In both excess Gibbs/Helmholtz energy models the total Gibbs/Helmholtz energy is the sum of multiple contributions. For example, in the SAFT equation of state the total Helmholtz energy is
$$ A = A^\text{KE} + A^\text{HS} + A^\text{disp} + A^\text{chain} + A^\text{assoc}\,. $$ Here $\text{KE}$, $\text{HS}$, $\text{disp}$, $\text{chain}$, and $\text{assoc}$ denote the kinetic energy, hard-sphere, dispersion, chain, and association contributions to the Helmholtz energy.
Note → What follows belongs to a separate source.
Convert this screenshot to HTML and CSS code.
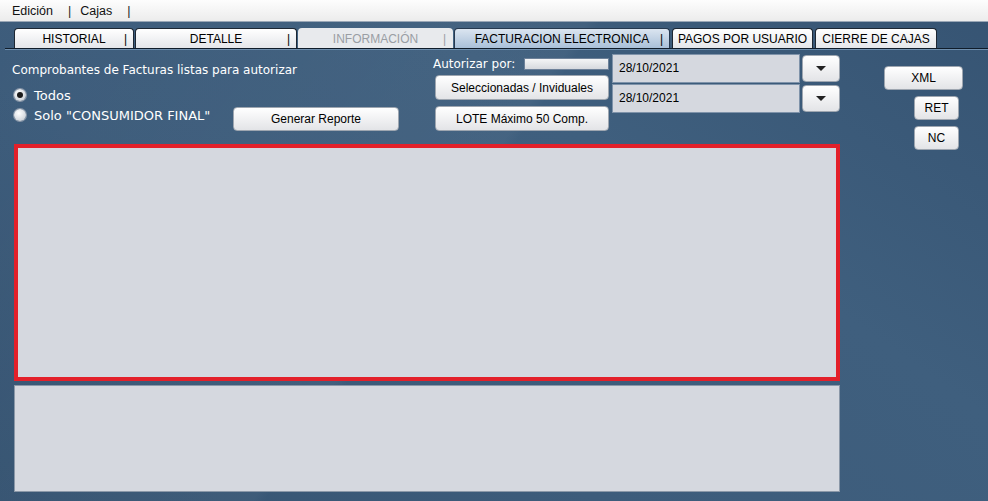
FILE: index.html
```html
<!DOCTYPE html>
<html lang="es">
<head>
    <meta charset="UTF-8">
    <title>Facturacion Electronica</title>
    <link rel="stylesheet" href="styles.css">
</head>
<body>
    <div class="menubar">
        <span class="menu-item">Edición</span>
        <span class="menu-sep">|</span>
        <span class="menu-item">Cajas</span>
        <span class="menu-sep">|</span>
    </div>

    <div class="tabs">
        <div class="tab tab-historial">HISTORIAL <span class="sep">|</span></div>
        <div class="tab tab-detalle">DETALLE <span class="sep">|</span></div>
        <div class="tab tab-info disabled">INFORMACIÓN <span class="sep">|</span></div>
        <div class="tab tab-fact active">FACTURACION ELECTRONICA <span class="sep">|</span></div>
        <div class="tab tab-pagos">PAGOS POR USUARIO</div>
        <div class="tab tab-cierre">CIERRE DE CAJAS</div>
    </div>

    <div class="content">
        <div class="main">
            <div class="toolbar">
                <div class="filter">
                    <div class="title">Comprobantes de Facturas listas para autorizar</div>
                    <label class="radio"><span class="dot checked"></span>Todos</label>
                    <label class="radio"><span class="dot"></span>Solo "CONSUMIDOR FINAL"</label>
                </div>
                <div class="report">
                    <button class="btn btn-report">Generar Reporte</button>
                </div>
                <div class="auth">
                    <div class="auth-row">
                        <span class="auth-label">Autorizar por:</span>
                        <span class="auth-field"></span>
                    </div>
                    <button class="btn btn-wide">Seleccionadas / Inviduales</button>
                    <button class="btn btn-wide">LOTE Máximo 50 Comp.</button>
                </div>
                <div class="dates">
                    <div class="date-row">
                        <div class="date-field">28/10/2021</div>
                        <button class="btn btn-drop"><span class="arrow"></span></button>
                    </div>
                    <div class="date-row">
                        <div class="date-field">28/10/2021</div>
                        <button class="btn btn-drop"><span class="arrow"></span></button>
                    </div>
                </div>
            </div>

            <div class="panel panel-list"></div>
            <div class="panel panel-detail"></div>
        </div>

        <div class="side">
            <button class="btn btn-xml">XML</button>
            <button class="btn btn-small">RET</button>
            <button class="btn btn-small">NC</button>
        </div>
    </div>
</body>
</html>
```

FILE: styles.css
```css
body {
    margin: 0;
    width: 988px;
    height: 501px;
    overflow: hidden;
    font-family: "Liberation Sans", Arial, sans-serif;
    font-size: 12px;
    color: #000;
    background-color: #3c5b7a;
    background-image:
        linear-gradient(125deg, rgba(255,255,255,0) 0%, rgba(255,255,255,0.03) 45%, rgba(0,0,0,0) 46%),
        linear-gradient(35deg, #355371 0%, #3d5c7b 35%, #3f5f7e 65%, #365473 100%);
}
.menubar {
    height: 21px;
    display: flex;
    align-items: center;
    padding-left: 12px;
    font-size: 12.5px;
    color: #111;
    background: linear-gradient(#fdfdfd, #ececec);
    border-bottom: 1px solid #9aa7b6;
}
.menu-sep {
    color: #222;
    margin: 0 9px 0 15px;
}
.tabs {
    display: flex;
    padding: 5px 0 0 9px;
    margin-left: 5px;
    border-bottom: 1px solid #0f1c2a;
    box-shadow: 0 1px 0 #6f8fae;
    height: 21px;
}
.tab {
    height: 20px;
    box-sizing: border-box;
    border: 1px solid #1d2733;
    border-bottom: none;
    border-radius: 4px 4px 0 0;
    background: linear-gradient(#ffffff, #e4e6ea);
    font-size: 12px;
    line-height: 20px;
    text-align: center;
    white-space: nowrap;
    position: relative;
    top: 1px;
}
.tab .sep {
    position: absolute;
    right: 6px;
}
.tab-historial { width: 120px; }
.tab-detalle { width: 162px; margin-left: 1px; }
.tab-info { width: 155px; margin-left: 1px; }
.tab-fact { width: 216px; margin-left: 1px; }
.tab-pagos { width: 141px; margin-left: 2px; }
.tab-cierre { width: 122px; margin-left: 2px; }
.tab.disabled {
    border-color: transparent;
    background: #e8eaed;
    color: #9a9ea4;
}
.tab.active {
    background: linear-gradient(#dbe5f0, #a9c0d9);
    border-color: #26394f;
}
.content {
    display: flex;
    padding-left: 14px;
}
.main {
    width: 826px;
}
.toolbar {
    display: flex;
    height: 95px;
}
.filter {
    width: 221px;
    margin-left: -2px;
    padding-top: 13px;
    color: #fff;
}
.title {
    font-family: "DejaVu Sans", sans-serif;
    font-size: 12px;
    height: 16px;
    line-height: 16px;
    margin-bottom: 7px;
    white-space: nowrap;
}
.radio {
    display: flex;
    align-items: center;
    height: 20px;
    font-family: "DejaVu Sans", sans-serif;
    font-size: 13px;
    white-space: nowrap;
}
.dot {
    width: 12px;
    height: 12px;
    border-radius: 50%;
    margin: 0 8px 0 2px;
    background: radial-gradient(circle at 40% 35%, #ffffff, #d2d6dc 70%, #a9b0ba);
    box-shadow: 0 0 0 1px #8a97a8;
    position: relative;
}
.dot.checked::after {
    content: "";
    position: absolute;
    left: 3px;
    top: 3px;
    width: 6px;
    height: 6px;
    border-radius: 50%;
    background: #1b1b1b;
}
.report {
    width: 166px;
    display: flex;
    align-items: flex-end;
    padding-bottom: 13px;
}
.btn {
    font-family: "Liberation Sans", Arial, sans-serif;
    font-size: 12px;
    color: #000;
    background: linear-gradient(#ffffff, #e3e4e7);
    border: 1px solid #9ea6b0;
    border-radius: 4px;
    padding: 0;
    box-sizing: border-box;
}
.btn-report {
    width: 166px;
    height: 24px;
}
.auth {
    width: 176px;
    margin-left: 34px;
    display: flex;
    flex-direction: column;
    align-items: flex-end;
    padding-top: 8px;
}
.auth-row {
    width: 176px;
    display: flex;
    align-items: center;
    justify-content: space-between;
    height: 14px;
    margin-bottom: 4px;
}
.auth-label {
    font-family: "DejaVu Sans", sans-serif;
    font-size: 12px;
    color: #fff;
    white-space: nowrap;
}
.auth-field {
    width: 83px;
    height: 10px;
    background: linear-gradient(#f4f5f6, #d6d9de);
    border: 1px solid #6d8199;
}
.btn-wide {
    width: 174px;
    height: 25px;
    margin-bottom: 6px;
}
.dates {
    width: 228px;
    margin-left: 3px;
    padding-top: 5px;
}
.date-row {
    display: flex;
    align-items: center;
    gap: 2px;
}
.date-row + .date-row {
    margin-top: 1px;
}
.date-field {
    width: 188px;
    height: 29px;
    box-sizing: border-box;
    background: #d5d8df;
    border: 1px solid #7f93aa;
    padding-left: 6px;
    line-height: 27px;
}
.btn-drop {
    width: 38px;
    height: 27px;
    display: flex;
    align-items: center;
    justify-content: center;
}
.arrow {
    width: 0;
    height: 0;
    border-left: 5px solid transparent;
    border-right: 5px solid transparent;
    border-top: 5px solid #222;
}
.panel {
    background: #d5d8df;
    box-sizing: border-box;
}
.panel-list {
    height: 237px;
    border: 4px solid #e3202a;
}
.panel-detail {
    height: 107px;
    margin-top: 4px;
    border: 1px solid #8b98a8;
}
.side {
    display: flex;
    flex-direction: column;
    align-items: flex-end;
    width: 123px;
    padding-top: 17px;
}
.btn-xml {
    width: 79px;
    height: 24px;
    margin-bottom: 6px;
}
.btn-small {
    width: 45px;
    height: 24px;
    margin-right: 4px;
    margin-bottom: 6px;
}
```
I am struggling to understand when you can write the Helmholtz energy as the sum of multiple terms. Presumably each of the Helmholtz energy contributions corresponds to a term in the Hamiltonian
$H = \text{KE}(\mathbf{p}_1,\cdots, \mathbf{p}_N) + U^\text{HS}(\mathbf{q}_1,\cdots, \mathbf{q}_N)+ U^\text{disp}(\mathbf{q}_1,\cdots, \mathbf{q}_N)+ U^\text{chain}(\mathbf{q}_1,\cdots, \mathbf{q}_N)+ U^\text{assoc}(\mathbf{q}_1,\cdots, \mathbf{q}_N) \,.$
Here $H$ is the Hamiltonian, $\mathbf{p}_i$ is the momentum of molecule $i$ and $\mathbf{q}_i$ is the position of molecule $i$. $U^\text{x}$ indicates the total pairwise energy of type $\text{x}$ between $N$ molecules. $\text{KE}$ is the total kinetic energy.
Is it an approximation or can you show from the Canonical partition function (see below) that each Helmholtz energy corresponds to a particular term in the Hamiltonian?
Note: The partition function for a continuous and classical system with N molecules is $$ \mathcal{Z} = \frac{1}{h^{3N}N!} \int e^{-\beta H(p_1,\cdots,p_N,q_1,\cdots,q_N)}\text{d}^3\mathbf{p}_1\cdots\text{d}^3\mathbf{p}_N\text{d}^3\mathbf{q}_1\cdots\text{d}^3\mathbf{q}_N. $$ Here $h$ is Planck's constant and $\beta$ is the inverse temperature.
The partition function is related to the Helmholtz energy through $A=-\frac{1}{\beta}\ln \mathcal{Z}$.